Zamir Torres es una víctima más de la violencia, la irracionalidad y la brutalidad con la que los mercaderes de la muerte dirimen sus conflictos. Todos síntomas de una degradación sociocultural y económica que no encuentra piso y a la que los resortes de seguridad y judiciales del Estado no aciertan a ponerle coto.
La noticia sacudió. Por su impactante luctuosa consecuencia y por la recurrente habitualidad que tiene en ámbitos donde el poder narco se ha instalado y mantiene aceitados resortes que complican la vida de los ciudadanos honestos de Josefina, Frontera y San Francisco.
El niño de 4 que murió baleado en medio de una emboscada contra su padrastro es una víctima más de la violencia, la irracionalidad y la brutalidad con la que los mercaderes de la muerte dirimen sus conflictos. Todos síntomas de una degradación sociocultural y económica que no encuentra piso y a la que los resortes de seguridad y judiciales del Estado no aciertan a ponerle coto.
Esta nueva balacera tuvo el mismo resultado dramático de tantas otras. Que la víctima haya sido un niño solo confirma la sensación de que nos enfrentamos como sociedad a una amenaza de proporciones. Porque los asesinos están cerca, no trepidan en matar a quien sea con tal de conseguir sus objetivos, no dudan en ajustar cuentas en el mundo del lumpen y tienen poder de fuego suficiente para poner en jaque a todos los habitantes de este conglomerado urbano, demostrando asimismo capacidad organizativa.
El modus operandi de este último triste episodio revela todo lo anterior: automóvil que luego termina incendiado para borrar huellas, balas a troche y moche sin importar hora ni lugar. Mucho menos alguna condescendencia que evite que personas inocentes sufran las consecuencias. No hay ninguna posibilidad de que ello ocurra: si hay que ajustar cuentas se actúa contra el “enemigo” y también contra cualquier ser humano cercano.
Una nueva escena de un espectáculo deplorable y horroroso que confirma de modo rotundo aquello que admitiera la fiscal de Delitos Complejos: el principal problema para la seguridad de esta zona del país es la “triple frontera”. Una cuestión que lejos está de ser resuelta. Y la que esta columna se ocupó en numerosas ocasiones, advirtiendo acerca la ventaja mayúscula que las organizaciones de narcotraficantes le llevan a las fuerzas legales.

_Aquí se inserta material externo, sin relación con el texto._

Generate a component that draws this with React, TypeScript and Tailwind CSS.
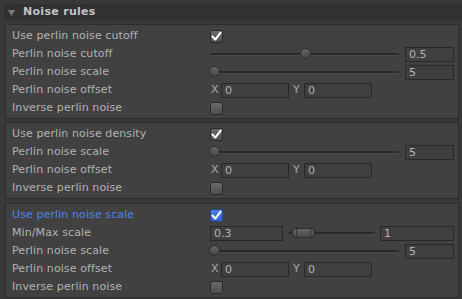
import React from 'react'

const font = { fontFamily: '"DejaVu Sans", "Liberation Sans", sans-serif' }

function Checkbox({ checked = false, blue = false }: { checked?: boolean; blue?: boolean }) {
  return (
    <div
      className={`w-[13px] h-[13px] rounded-[2px] border flex items-center justify-center ${
        blue
          ? 'border-[#24438a] bg-gradient-to-b from-[#4c7ee8] to-[#3461c7]'
          : 'border-[#2a2a2a] bg-gradient-to-b from-[#6a6a6a] to-[#4e4e4e]'
      }`}
    >
      {checked && (
        <svg width="11" height="11" viewBox="0 0 11 11">
          <path d="M1.5 5.5 L4.3 8.6 L9.6 1.6" fill="none" stroke="#ffffff" strokeWidth="2" strokeLinecap="round" strokeLinejoin="round" />
        </svg>
      )}
    </div>
  )
}

function Field({ value, className = '' }: { value: string; className?: string }) {
  return (
    <div className={`h-[15px] border border-[#282828] bg-[#3f3f3f] text-[11px] leading-[13px] text-[#b4b4b4] pl-[3px] ${className}`}>
      {value}
    </div>
  )
}

function Track({ children }: { children?: React.ReactNode }) {
  return (
    <div className="relative flex-1 h-[12px] flex items-center">
      <div className="w-full h-[3px] rounded-full bg-[#2a2a2a] border-b border-[#4a4a4a]" />
      {children}
    </div>
  )
}

function Slider({ pos, value }: { pos: number; value: string }) {
  return (
    <div className="flex items-center gap-[6px]">
      <Track>
        <div
          className="absolute top-[0px] w-[11px] h-[11px] -ml-[5px] rounded-full bg-gradient-to-b from-[#666666] to-[#474747] border border-[#2c2c2c]"
          style={{ left: `${pos * 100}%` }}
        />
      </Track>
      <Field value={value} className="w-[49px]" />
    </div>
  )
}

function Offset() {
  return (
    <div className="flex items-center text-[11px] text-[#a8a8a8]">
      <span className="w-[11px] pl-[1px]">X</span>
      <Field value="0" className="w-[68px]" />
      <span className="w-[15px] pl-[4px]">Y</span>
      <Field value="0" className="w-[68px]" />
    </div>
  )
}

function MinMax() {
  return (
    <div className="flex items-center">
      <Field value="0.3" className="w-[73px]" />
      <div className="flex-1 px-[5px] flex">
        <Track>
          <div className="absolute left-[4px] top-[1px] w-[23px] h-[10px] rounded-[4px] bg-gradient-to-b from-[#666666] to-[#474747] border border-[#2c2c2c] flex justify-between">
            <div className="w-[1px] h-full bg-[#363636] ml-[3px]" />
            <div className="w-[1px] h-full bg-[#363636] mr-[3px]" />
          </div>
        </Track>
      </div>
      <Field value="1" className="w-[74px]" />
    </div>
  )
}

function Row({ label, blue = false, children }: { label: string; blue?: boolean; children: React.ReactNode }) {
  return (
    <div className="flex items-center h-[18px]">
      <div className={`w-[204px] pl-[6px] text-[11px] tracking-[0.1px] ${blue ? 'text-[#4f83f0]' : 'text-[#b2b2b2]'}`}>{label}</div>
      <div className="flex-1 pr-[4px]">{children}</div>
    </div>
  )
}

function Box({ children, className = '' }: { children: React.ReactNode; className?: string }) {
  return (
    <div className={`ml-[5px] w-[454px] border border-[#2d2d2d] bg-[#414141] pt-[2px] pb-[1px] ${className}`}>{children}</div>
  )
}

export default function App() {
  return (
    <div className="w-[462px] h-[299px] bg-[#383838] overflow-hidden" style={font}>
      <div className="h-[4px]" />
      <div className="h-[17px] ml-[4px] bg-[#313131] flex items-center">
        <svg width="7" height="6" viewBox="0 0 7 6" className="ml-[4px] mr-[8px]">
          <path d="M0 0 L7 0 L3.5 6 Z" fill="#7c7c7c" />
        </svg>
        <span className="text-[11px] font-bold text-[#c2c2c2] tracking-[0.3px]">Noise rules</span>
      </div>

      <Box className="mt-[3px]">
        <Row label="Use perlin noise cutoff"><Checkbox checked /></Row>
        <Row label="Perlin noise cutoff"><Slider pos={0.5} value="0.5" /></Row>
        <Row label="Perlin noise scale"><Slider pos={0.02} value="5" /></Row>
        <Row label="Perlin noise offset"><Offset /></Row>
        <Row label="Inverse perlin noise"><Checkbox /></Row>
      </Box>

      <Box className="mt-[3px]">
        <Row label="Use perlin noise density"><Checkbox checked /></Row>
        <Row label="Perlin noise scale"><Slider pos={0.02} value="5" /></Row>
        <Row label="Perlin noise offset"><Offset /></Row>
        <Row label="Inverse perlin noise"><Checkbox /></Row>
      </Box>

      <Box className="mt-[4px]">
        <Row label="Use perlin noise scale" blue><Checkbox checked blue /></Row>
        <Row label="Min/Max scale"><MinMax /></Row>
        <Row label="Perlin noise scale"><Slider pos={0.02} value="5" /></Row>
        <Row label="Perlin noise offset"><Offset /></Row>
        <Row label="Inverse perlin noise"><Checkbox /></Row>
      </Box>
    </div>
  )
}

En pocos años se cumplirán tres décadas del lanzamiento de la Región Centro. El acto inaugural se llevó a cabo a pocas cuadras de donde se desencadenó la balacera que acabó con la vida del menor. Constituía una novedad auspiciosa que venía a dotar de más poder a los Estados provinciales para hacer frente al desafío de solidificar el federalismo. Algunos avances se han logrado en distintas materias. Sin embargo, en el tema de la seguridad el retroceso es evidente. Corrupción policial frente al poder económico de las bandas narco e impedimentos administrativos y legales que complican investigaciones y operativos, entre otras cuestiones, siguen siendo moneda corriente. Mientras, la droga, el delito, la violencia, el crimen y varios otros terribles flagelos se adueñan de una realidad que agravia la condición humana.

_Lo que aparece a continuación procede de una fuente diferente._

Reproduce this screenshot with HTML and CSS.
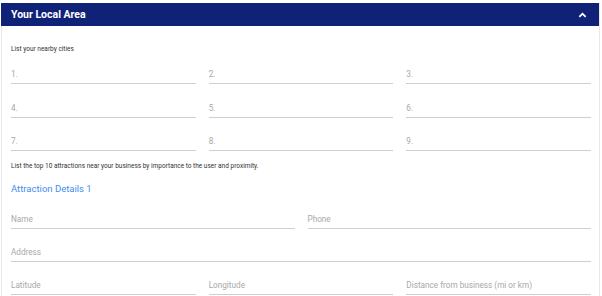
FILE: index.html
```html
<!DOCTYPE html>
<html lang="en">
<head>
    <meta charset="UTF-8">
    <meta name="viewport" content="width=device-width, initial-scale=1.0">
    <title>Your Local Area</title>
    <link rel="stylesheet" href="styles.css">
</head>
<body>
    <section class="panel">
        <div class="panel-header">
            <h2>Your Local Area</h2>
            <svg class="chevron" viewBox="0 0 10 6">
                <polyline points="1.5,5 5,1.5 8.5,5"/>
            </svg>
        </div>
        <div class="panel-body">
            <p class="hint">List your nearby cities</p>
            <div class="grid cols-3 cities">
                <div class="field">1.</div>
                <div class="field">2.</div>
                <div class="field">3.</div>
                <div class="field">4.</div>
                <div class="field">5.</div>
                <div class="field">6.</div>
                <div class="field">7.</div>
                <div class="field">8.</div>
                <div class="field">9.</div>
            </div>

            <p class="hint hint-top">List the top 10 attractions near your business by importance to the user and proximity.</p>
            <h3 class="subtitle">Attraction Details 1</h3>

            <div class="grid cols-2">
                <div class="field">Name</div>
                <div class="field">Phone</div>
                <div class="field wide">Address</div>
            </div>
            <div class="grid cols-3 row-gap">
                <div class="field">Latitude</div>
                <div class="field">Longitude</div>
                <div class="field">Distance from business (mi or km)</div>
            </div>
        </div>
    </section>
</body>
</html>
```

FILE: styles.css
```css
* {
    box-sizing: border-box;
    margin: 0;
    padding: 0;
}

body {
    font-family: Roboto, "Liberation Sans", Arial, sans-serif;
    background-color: #fff;
    color: #333;
    overflow: hidden;
}

/* Panel */
.panel {
    margin: 3px 2px 0 1px;
    border-right: 1px solid #e8e8e8;
    border-left: 1px solid #e8e8e8;
    height: 300px;
}

.panel-header {
    display: flex;
    justify-content: space-between;
    align-items: center;
    height: 23px;
    padding: 0 12px 0 10px;
    margin-left: -1px;
    background-color: #0f2278;
    color: #fff;
}

.panel-header h2 {
    font-size: 10.5px;
    font-weight: 700;
}

.chevron {
    width: 9px;
    height: 6px;
    fill: none;
    stroke: #fff;
    stroke-width: 2;
}

.panel-body {
    padding: 18px 8px 0 9px;
}

.hint {
    font-size: 6.5px;
    line-height: 10px;
    color: #333;
    margin-bottom: 15px;
}

.hint-top {
    margin-top: 10px;
    margin-bottom: 12px;
}

.subtitle {
    font-size: 9.5px;
    font-weight: 400;
    line-height: 12px;
    color: #3f8ef0;
    margin-bottom: 19px;
}

/* Campos */
.grid {
    display: grid;
    column-gap: 13px;
    row-gap: 18px;
}

.cities {
    row-gap: 18.5px;
}

.cols-3 {
    grid-template-columns: repeat(3, 1fr);
}

.cols-2 {
    grid-template-columns: repeat(2, 1fr);
}

.row-gap {
    margin-top: 18px;
}

.field {
    font-size: 8.2px;
    line-height: 10px;
    color: #a8a8a8;
    padding-bottom: 4px;
    border-bottom: 1px solid #cfcfcf;
}

.field.wide {
    grid-column: 1 / -1;
}
```
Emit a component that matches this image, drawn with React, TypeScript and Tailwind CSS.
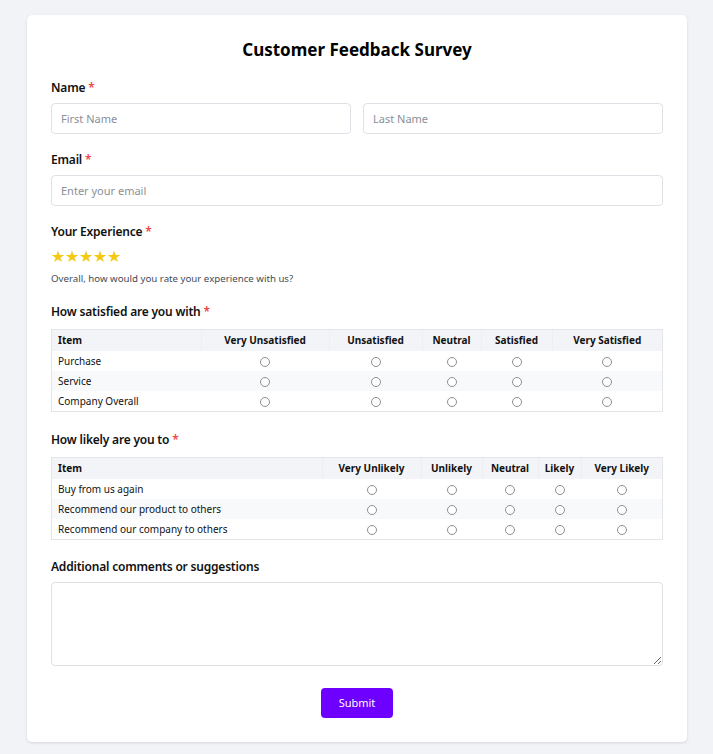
import React from "react";

const satisfaction = ["Very Unsatisfied", "Unsatisfied", "Neutral", "Satisfied", "Very Satisfied"];
const satisfactionWidths = ["w-[128px]", "w-[93px]", "w-[59px]", "w-[71px]", "w-[110px]"];
const satisfactionItems = ["Purchase", "Service", "Company Overall"];

const likely = ["Very Unlikely", "Unlikely", "Neutral", "Likely", "Very Likely"];
const likelyWidths = ["w-[99px]", "w-[61px]", "w-[56px]", "w-[43px]", "w-[81px]"];
const likelyItems = ["Buy from us again", "Recommend our product to others", "Recommend our company to others"];

function Label({ text, required }: { text: string; required?: boolean }) {
  return (
    <div className="text-[12px] font-semibold text-[#111] leading-[18px] tracking-[-0.2px]">
      {text}
      {required && <span className="text-[#ef4444]"> *</span>}
    </div>
  );
}

function Radio() {
  return <span className="inline-block align-middle w-[10px] h-[10px] rounded-full border border-[#8f8f8f] bg-white" />;
}

function Matrix({
  cols,
  widths,
  items,
  itemWidth,
}: {
  cols: string[];
  widths: string[];
  items: string[];
  itemWidth: string;
}) {
  return (
    <div className="border border-[#e3e5ea] mt-[8px]">
      <table className="w-full table-fixed border-collapse text-[10px] text-[#111]">
        <thead>
          <tr className="bg-[#f3f4f7] h-[21px]">
            <th className={`${itemWidth} text-left font-bold pl-[6px] border-r border-[#eceef2]`}>Item</th>
            {cols.map((c, i) => (
              <th
                key={c}
                className={`${widths[i]} font-bold text-center ${i < cols.length - 1 ? "border-r border-[#eceef2]" : ""}`}
              >
                {c}
              </th>
            ))}
          </tr>
        </thead>
        <tbody>
          {items.map((item, r) => (
            <tr key={item} className={`h-[20px] ${r % 2 === 1 ? "bg-[#f8f9fb]" : "bg-white"}`}>
              <td className="pl-[6px] align-middle leading-[14px]">{item}</td>
              {cols.map((c) => (
                <td key={c} className="text-center align-middle leading-[10px]">
                  <Radio />
                </td>
              ))}
            </tr>
          ))}
        </tbody>
      </table>
    </div>
  );
}

export default function App() {
  return (
    <div className="min-h-[754px] bg-[#f2f3f7] pt-[15px] pb-[13px] font-['Noto_Sans',sans-serif]">
      <div className="mx-[27px] w-[660px] rounded-[5px] bg-white px-[24px] pt-[22px] pb-[24px] shadow-[0_1px_3px_rgba(0,0,0,0.12)]">
        <h1 className="text-center text-[17px] font-bold text-black leading-[26px]">Customer Feedback Survey</h1>

        <div className="mt-[16px]">
          <Label text="Name" required />
          <div className="mt-[6px] flex gap-[12px]">
            <input
              placeholder="First Name"
              className="h-[31px] flex-1 rounded-[4px] border border-[#dfe1e6] px-[9px] text-[11px] placeholder:text-[#8a8f98] outline-none"
            />
            <input
              placeholder="Last Name"
              className="h-[31px] flex-1 rounded-[4px] border border-[#dfe1e6] px-[9px] text-[11px] placeholder:text-[#8a8f98] outline-none"
            />
          </div>
        </div>

        <div className="mt-[17px]">
          <Label text="Email" required />
          <input
            placeholder="Enter your email"
            className="mt-[6px] h-[31px] w-full rounded-[4px] border border-[#dfe1e6] px-[9px] text-[11px] placeholder:text-[#8a8f98] outline-none"
          />
        </div>

        <div className="mt-[17px]">
          <Label text="Your Experience" required />
          <div className="mt-[5px] flex text-[#f5c90f] text-[16px] leading-[20px]">
            {[0, 1, 2, 3, 4].map((i) => (
              <span key={i}>★</span>
            ))}
          </div>
          <div className="mt-[6px] text-[9.7px] leading-[14px] text-[#444b55]">
            Overall, how would you rate your experience with us?
          </div>
        </div>

        <div className="mt-[17px]">
          <Label text="How satisfied are you with" required />
          <Matrix cols={satisfaction} widths={satisfactionWidths} items={satisfactionItems} itemWidth="w-[149px]" />
        </div>

        <div className="mt-[19px]">
          <Label text="How likely are you to" required />
          <Matrix cols={likely} widths={likelyWidths} items={likelyItems} itemWidth="w-[270px]" />
        </div>

        <div className="mt-[18px]">
          <Label text="Additional comments or suggestions" />
          <textarea className="mt-[6px] block h-[84px] w-full rounded-[4px] border border-[#dfe1e6] p-[8px] text-[12px] outline-none" />
        </div>

        <div className="mt-[22px] flex justify-center">
          <button className="h-[30px] w-[72px] rounded-[4px] bg-[#6e00ff] text-[11px] text-white">Submit</button>
        </div>
      </div>
    </div>
  );
}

El espanto que generó este último crimen se morigerará con el tiempo. Hasta que algún otro ajuste de cuentas vuelva a colocar a la “triple frontera” en el dramático sitial en el que se ubican las zonas más peligrosas del país. En el mientras tanto, el poder del narco seguirá creciendo en medida inversamente proporcional a las acciones que procuren recuperar el orden público. Y los vecinos seguirán preguntándose hasta cuándo.